Honestly, I was just so overwhelmed with relief. The main thing that probaly set my day apart from others’ was that university isn’t absolutely essential for me, and I actually didn’t mind which of my offers I managed to achieve, so just to know that I have the place confirmed was the biggest weight off my shoulders!
That said, I’d be lying if I said I am completely happy with my grades. Although they’ve got me where I need to be, there were a couple that I would have liked to be a little bit higher. I haven’t really said that to many people – for some reason I felt the need to appear over the moon in front of everyone on results day. I hate this culture of sharing and comparing, where people desperately feel the need to know what results everyone else achieved. I think it’s unhealthy and doesn’t allow us to move forward. Schools should do more to get students to understand that grades and success are all relative, and another person’s standards will most likely not match up to your own. Just as an Olympic sprinter would be disappointed with a time that would sent me ecstatic, so some students would feel let down if they got my grades, while others would be over the moon.

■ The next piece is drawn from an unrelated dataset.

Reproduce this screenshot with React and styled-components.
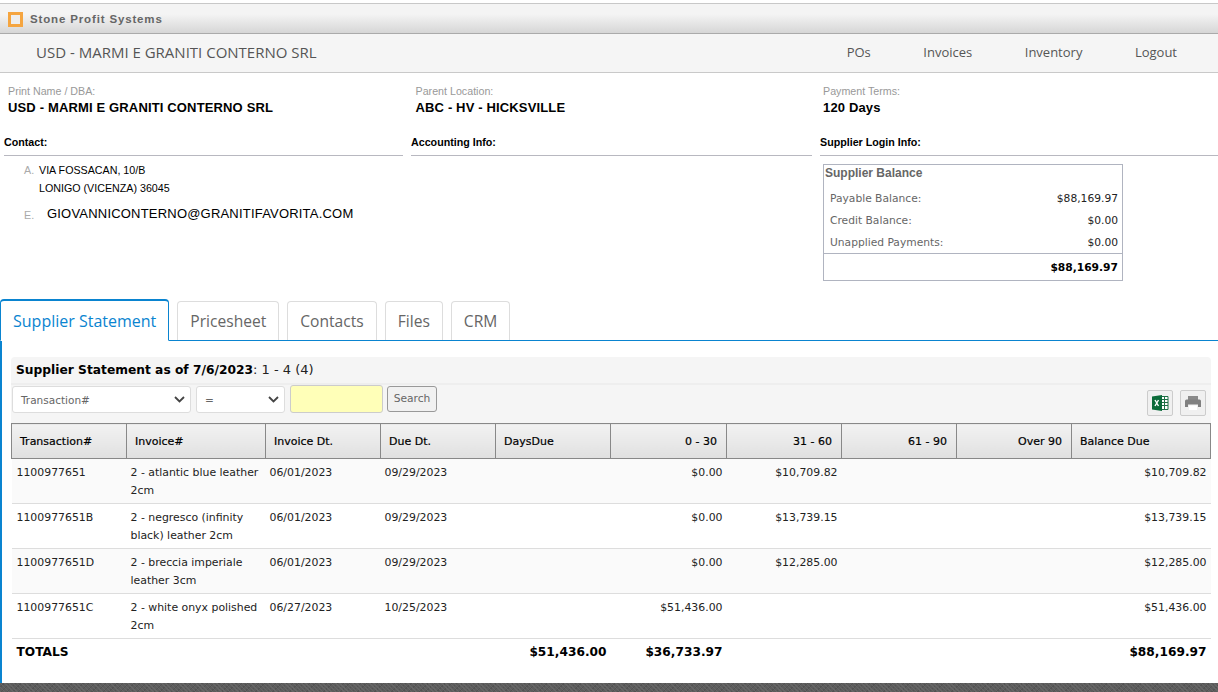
import React from "react"
import styled, { createGlobalStyle } from "styled-components"

const GlobalStyle = createGlobalStyle`
    html, body {
        margin: 0;
        padding: 0;
        background: #fff;
        overflow: hidden;
    }

    body {
        font-family: "Liberation Sans", Arial, sans-serif;
        color: #000;
    }
`

const Page = styled.div`
    width: 1218px;
    height: 692px;
    display: flex;
    flex-direction: column;
    overflow: hidden;
    background: #fff;
`

const TitleBar = styled.div`
    margin-top: 3px;
    height: 29px;
    flex: none;
    display: flex;
    align-items: center;
    gap: 7px;
    padding-left: 8px;
    border-top: 1px solid #c8c8c8;
    border-bottom: 1px solid #aaa;
    background: linear-gradient(#f4f4f4 0%, #f4f4f4 35%, #d6d6d6 100%);
`

const Logo = styled.div`
    width: 9px;
    height: 9px;
    border: 3px solid #f5a540;
    background: #eee;
    margin-top: 1px;
`

const BrandName = styled.span`
    font-size: 11.5px;
    font-weight: 700;
    letter-spacing: 0.85px;
    color: #666;
`

const NavBar = styled.div`
    height: 38px;
    flex: none;
    display: flex;
    align-items: center;
    justify-content: space-between;
    padding-left: 36px;
    background: #f5f5f5;
    border-bottom: 1px solid #c9c9c9;
    font-family: "Open Sans", sans-serif;
    color: #555;
`

const NavTitle = styled.div`
    font-size: 15px;
    margin-top: -2px;
`

const NavLinks = styled.div`
    display: flex;
    font-size: 13px;
    margin-right: 41px;
    gap: 52.5px;
    margin-top: -2px;
`

const InfoRow = styled.div`
    display: grid;
    flex: none;
    grid-template-columns: 407.5px 407.5px 1fr;
    padding: 12px 0 0 8px;
    height: 42px;
`

const InfoLabel = styled.div`
    font-size: 10.7px;
    line-height: 12px;
    color: #999;
`

const InfoValue = styled.div`
    font-size: 13px;
    font-weight: 700;
    line-height: 14px;
    margin-top: 4px;
    letter-spacing: 0.15px;
`

const Sections = styled.div`
    display: grid;
    flex: none;
    grid-template-columns: 407px 409px 1fr;
    padding-left: 4px;
`

const SectionHead = styled.div`
    font-size: 10.7px;
    font-weight: 700;
    line-height: 13px;
    padding: 9px 0 6px;
    margin-right: ${(p) => (p.$last ? "0" : "8px")};
    border-bottom: 1px solid #b8b8c0;
`

const SectionBody = styled.div`
    height: 143px;
`

const AddressRow = styled.div`
    display: flex;
    padding: 5px 0 0 20px;
`

const RowTag = styled.span`
    width: 15px;
    font-size: 10.7px;
    color: #aaa;
    margin-top: 3px;
`

const AddressText = styled.div`
    font-size: 10.7px;
    line-height: 18px;
`

const EmailRow = styled.div`
    display: flex;
    align-items: center;
    padding: 9px 0 0 20px;
`

const EmailText = styled.span`
    font-size: 13px;
    margin-left: 8px;
    letter-spacing: 0.2px;
`

const BalanceBox = styled.div`
    width: 298px;
    margin: 8px 0 0 3px;
    border: 1px solid #b0b4c0;
    font-family: "DejaVu Sans", Verdana, sans-serif;
    font-size: 10.7px;
`

const BalanceTitle = styled.div`
    font-family: "Liberation Sans", Arial, sans-serif;
    font-size: 12px;
    font-weight: 700;
    color: #666;
    line-height: 14px;
    padding: 1px 0 7px 1px;
`

const BalanceLine = styled.div`
    display: flex;
    justify-content: space-between;
    height: 22px;
    line-height: 24px;
    padding: 0 4px 0 6px;
    color: #666;

    b {
        font-weight: 400;
        color: #222;
    }
`

const BalanceTotal = styled.div`
    border-top: 1px solid #b0b4c0;
    text-align: right;
    font-weight: 700;
    height: 26px;
    line-height: 28px;
    padding-right: 4px;
`

const TabStrip = styled.div`
    height: 41px;
    flex: none;
    display: flex;
    align-items: flex-end;
    gap: 8px;
    border-bottom: 1px solid #0a84d0;
    font-family: "Open Sans", sans-serif;
    font-size: 15.6px;
`

const Tab = styled.div`
    height: 38px;
    line-height: 38px;
    padding: 0 12px;
    border-radius: 4px 4px 0 0;
    border: 1px solid #ddd;
    border-bottom: none;
    color: #666;
    ${(p) =>
        p.$active &&
        `
        height: 39px;
        line-height: 40px;
        font-size: 16px;
        color: #0a84d0;
        background: #fff;
        border: 1px solid #0a84d0;
        border-top-width: 2px;
        border-bottom: 1px solid #fff;
        margin-bottom: -1px;
    `}
`

const TabBody = styled.div`
    flex: 1;
    min-height: 0;
    border-left: 2px solid #0a84d0;
    padding: 16px 7px 0 9px;
`

const GridPanel = styled.div`
    background: #f5f5f5;
    border-radius: 4px 4px 0 0;
`

const GridTitle = styled.div`
    box-sizing: border-box;
    height: 28px;
    line-height: 26px;
    padding-left: 5px;
    border-bottom: 2px solid #eee;
    font-family: "DejaVu Sans", Verdana, sans-serif;
    font-size: 13px;
    color: #222;

    b {
        font-size: 12.25px;
        color: #000;
    }
`

const Toolbar = styled.div`
    height: 37px;
    display: flex;
    align-items: flex-start;
    padding: 1px 0 0 1px;
    gap: 5px;
`

const FieldSelect = styled.div`
    box-sizing: border-box;
    width: ${(p) => p.$w}px;
    height: 27px;
    display: flex;
    align-items: center;
    justify-content: space-between;
    padding: 0 5px 0 8px;
    background: #fff;
    border: 1px solid #ddd;
    border-radius: 3px;
    font-family: "DejaVu Sans", Verdana, sans-serif;
    font-size: 10.5px;
    color: #666;
`

const SearchInput = styled.div`
    box-sizing: border-box;
    width: 93px;
    height: 28px;
    margin-top: -1px;
    background: #ffffb8;
    border: 1px solid #ccc;
    border-radius: 3px;
`

const SearchButton = styled.div`
    box-sizing: border-box;
    width: 50px;
    height: 26px;
    margin-left: -1px;
    line-height: 23px;
    text-align: center;
    background: #f1f1f1;
    border: 1px solid #999;
    border-radius: 3px;
    font-family: "DejaVu Sans", Verdana, sans-serif;
    font-size: 10.7px;
    color: #666;
`

const ToolIcons = styled.div`
    display: flex;
    gap: 7px;
    margin-left: auto;
    margin-top: 4px;
    margin-right: 5px;
`

const IconButton = styled.div`
    box-sizing: border-box;
    width: 26px;
    height: 26px;
    display: flex;
    align-items: center;
    justify-content: center;
    border: 1px solid #ccc;
    border-radius: 2px;
    background: #f0f0f0;
`

const Table = styled.table`
    width: 1199px;
    border-collapse: collapse;
    table-layout: fixed;
    font-family: "DejaVu Sans", Verdana, sans-serif;
    font-size: 10.9px;
    background: #fff;
`

const HeadCell = styled.th`
    height: 35px;
    padding: 0 ${(p) => (p.$right ? "9px" : "8px")};
    box-sizing: border-box;
    border: 1px solid #888;
    background: linear-gradient(#f2f2f2, #e0e0e0);
    font-weight: 400;
    font-size: 11px;
    color: #000;
    text-align: ${(p) => (p.$right ? "right" : "left")};
    -webkit-text-stroke: 0.2px #000;
`

const BodyRow = styled.tr`
    height: 45px;
    background: ${(p) => (p.$shade ? "#fafafa" : "#fff")};
    border-bottom: 1px solid #ddd;
`

const Cell = styled.td`
    vertical-align: top;
    padding: 5px 4px 0;
    line-height: 18px;
    color: #222;
    text-align: ${(p) => (p.$right ? "right" : "left")};

    &:first-child {
        padding-left: 5px;
    }
`

const TotalCell = styled.td`
    padding: 4px 4px 0;
    line-height: 18px;
    font-weight: 700;
    font-size: 12.2px;
    text-align: ${(p) => (p.$right ? "right" : "left")};

    &:first-child {
        padding-left: 5px;
    }
`

const FooterBand = styled.div`
    height: 9px;
    flex: none;
    background-color: #5c5c5c;
    background-image: repeating-linear-gradient(45deg, #666 0 1px, transparent 1px 3px),
        repeating-linear-gradient(-45deg, #525252 0 1px, transparent 1px 4px);
`

const columns = [
    { label: "Transaction#", w: 115 },
    { label: "Invoice#", w: 139 },
    { label: "Invoice Dt.", w: 115 },
    { label: "Due Dt.", w: 115 },
    { label: "DaysDue", w: 115 },
    { label: "0 - 30", w: 116, right: true },
    { label: "31 - 60", w: 115, right: true },
    { label: "61 - 90", w: 115, right: true },
    { label: "Over 90", w: 115, right: true },
    { label: "Balance Due", w: 139 },
]

const rows = [
    ["1100977651", "2 - atlantic blue leather 2cm", "06/01/2023", "09/29/2023", "$0.00", "$10,709.82", "$10,709.82"],
    ["1100977651B", "2 - negresco (infinity black) leather 2cm", "06/01/2023", "09/29/2023", "$0.00", "$13,739.15", "$13,739.15"],
    ["1100977651D", "2 - breccia imperiale leather 3cm", "06/01/2023", "09/29/2023", "$0.00", "$12,285.00", "$12,285.00"],
    ["1100977651C", "2 - white onyx polished 2cm", "06/27/2023", "10/25/2023", "$51,436.00", "", "$51,436.00"],
]

function Chevron() {
    return (
        <svg width="11" height="7" viewBox="0 0 11 7" fill="none">
            <path d="M1 1l4.5 4.5L10 1" stroke="#444" strokeWidth="1.8" />
        </svg>
    )
}

function ExcelIcon() {
    return (
        <svg width="18" height="18" viewBox="0 0 18 18">
            <path d="M10 2.5h7v13h-7z" fill="#fff" stroke="#1d7044" />
            <path d="M10 5.5h7M10 8.5h7M10 11.5h7M13.5 2.5v13" stroke="#1d7044" />
            <path d="M1 2.5L11 1v16L1 15.5z" fill="#0b6b3a" />
            <path d="M4 6l3.5 6M7.5 6L4 12" stroke="#fff" strokeWidth="1.4" />
        </svg>
    )
}

function PrintIcon() {
    return (
        <svg width="18" height="16" viewBox="0 0 18 16">
            <path d="M4 1h10v4H4z" fill="#8a8a8a" />
            <path d="M2.5 4.5h13A1.5 1.5 0 0 1 17 6v6h-3V9.5H4V12H1V6a1.5 1.5 0 0 1 1.5-1.5z" fill="#808080" />
            <path d="M5 10.5h8V15H5z" fill="#fff" />
        </svg>
    )
}

export default function App() {
    return (
        <Page>
            <GlobalStyle />

            <TitleBar>
                <Logo />
                <BrandName>Stone Profit Systems</BrandName>
            </TitleBar>

            <NavBar>
                <NavTitle>USD - MARMI E GRANITI CONTERNO SRL</NavTitle>
                <NavLinks>
                    <span>POs</span>
                    <span>Invoices</span>
                    <span>Inventory</span>
                    <span>Logout</span>
                </NavLinks>
            </NavBar>

            <InfoRow>
                <div>
                    <InfoLabel>Print Name / DBA:</InfoLabel>
                    <InfoValue>USD - MARMI E GRANITI CONTERNO SRL</InfoValue>
                </div>
                <div>
                    <InfoLabel>Parent Location:</InfoLabel>
                    <InfoValue>ABC - HV - HICKSVILLE</InfoValue>
                </div>
                <div>
                    <InfoLabel>Payment Terms:</InfoLabel>
                    <InfoValue>120 Days</InfoValue>
                </div>
            </InfoRow>

            <Sections>
                <div>
                    <SectionHead>Contact:</SectionHead>
                    <SectionBody>
                        <AddressRow>
                            <RowTag>A.</RowTag>
                            <AddressText>
                                VIA FOSSACAN, 10/B
                                <br />
                                LONIGO (VICENZA) 36045
                            </AddressText>
                        </AddressRow>
                        <EmailRow>
                            <RowTag>E.</RowTag>
                            <EmailText>GIOVANNICONTERNO@GRANITIFAVORITA.COM</EmailText>
                        </EmailRow>
                    </SectionBody>
                </div>
                <div>
                    <SectionHead>Accounting Info:</SectionHead>
                </div>
                <div>
                    <SectionHead $last>Supplier Login Info:</SectionHead>
                    <BalanceBox>
                        <BalanceTitle>Supplier Balance</BalanceTitle>
                        <BalanceLine>
                            Payable Balance: <b>$88,169.97</b>
                        </BalanceLine>
                        <BalanceLine>
                            Credit Balance: <b>$0.00</b>
                        </BalanceLine>
                        <BalanceLine>
                            Unapplied Payments: <b>$0.00</b>
                        </BalanceLine>
                        <BalanceTotal>$88,169.97</BalanceTotal>
                    </BalanceBox>
                </div>
            </Sections>

            <TabStrip>
                <Tab $active>Supplier Statement</Tab>
                <Tab>Pricesheet</Tab>
                <Tab>Contacts</Tab>
                <Tab>Files</Tab>
                <Tab>CRM</Tab>
            </TabStrip>

            <TabBody>
                <GridPanel>
                    <GridTitle>
                        <b>Supplier Statement as of 7/6/2023</b>: 1 - 4 (4)
                    </GridTitle>
                    <Toolbar>
                        <FieldSelect $w={179}>
                            Transaction#
                            <Chevron />
                        </FieldSelect>
                        <FieldSelect $w={89}>
                            =
                            <Chevron />
                        </FieldSelect>
                        <SearchInput />
                        <SearchButton>Search</SearchButton>
                        <ToolIcons>
                            <IconButton>
                                <ExcelIcon />
                            </IconButton>
                            <IconButton>
                                <PrintIcon />
                            </IconButton>
                        </ToolIcons>
                    </Toolbar>
                </GridPanel>

                <Table>
                    <colgroup>
                        {columns.map((c) => (
                            <col key={c.label} style={{ width: c.w }} />
                        ))}
                    </colgroup>
                    <thead>
                        <tr>
                            {columns.map((c) => (
                                <HeadCell key={c.label} $right={c.right}>
                                    {c.label}
                                </HeadCell>
                            ))}
                        </tr>
                    </thead>
                    <tbody>
                        {rows.map((r, i) => (
                            <BodyRow key={r[0]} $shade={i % 2 === 0}>
                                <Cell>{r[0]}</Cell>
                                <Cell>{r[1]}</Cell>
                                <Cell>{r[2]}</Cell>
                                <Cell>{r[3]}</Cell>
                                <Cell />
                                <Cell $right>{r[4]}</Cell>
                                <Cell $right>{r[5]}</Cell>
                                <Cell />
                                <Cell />
                                <Cell $right>{r[6]}</Cell>
                            </BodyRow>
                        ))}
                        <tr>
                            <TotalCell>TOTALS</TotalCell>
                            <TotalCell />
                            <TotalCell />
                            <TotalCell />
                            <TotalCell $right>$51,436.00</TotalCell>
                            <TotalCell $right>$36,733.97</TotalCell>
                            <TotalCell />
                            <TotalCell />
                            <TotalCell />
                            <TotalCell $right>$88,169.97</TotalCell>
                        </tr>
                    </tbody>
                </Table>
            </TabBody>

            <FooterBand />
        </Page>
    )
}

After some deliberation, I’m going to send a couple of my papers off for a remark, but if the worst comes to be, I’m still very proud of my results, my uni place, and all of my fabulous friends, whose own journeys have been every bit as emotional and difficult. Exams are a very individual process, and after two incredibly difficult years, I’m just glad that A levels are done and behind me now.
All this doesn’t actually answer the question of what next? I start my Psychology course in 2020 at the University of Warwick, but until then, I have some adventures to plan! I’m currently enjoying working and saving up money and I’m looking forward to sharing what I get up to in the next year!
This has mostly been a long ramble about the UCAS system and doesn’t really bring any profound insight to the table, but it definitely has been valuable to me to write it all down. If anyone has questions about the exams, the application process or anything else please do ask!
Congratulations on completing exams, and best of luck to anyone still awaiting results.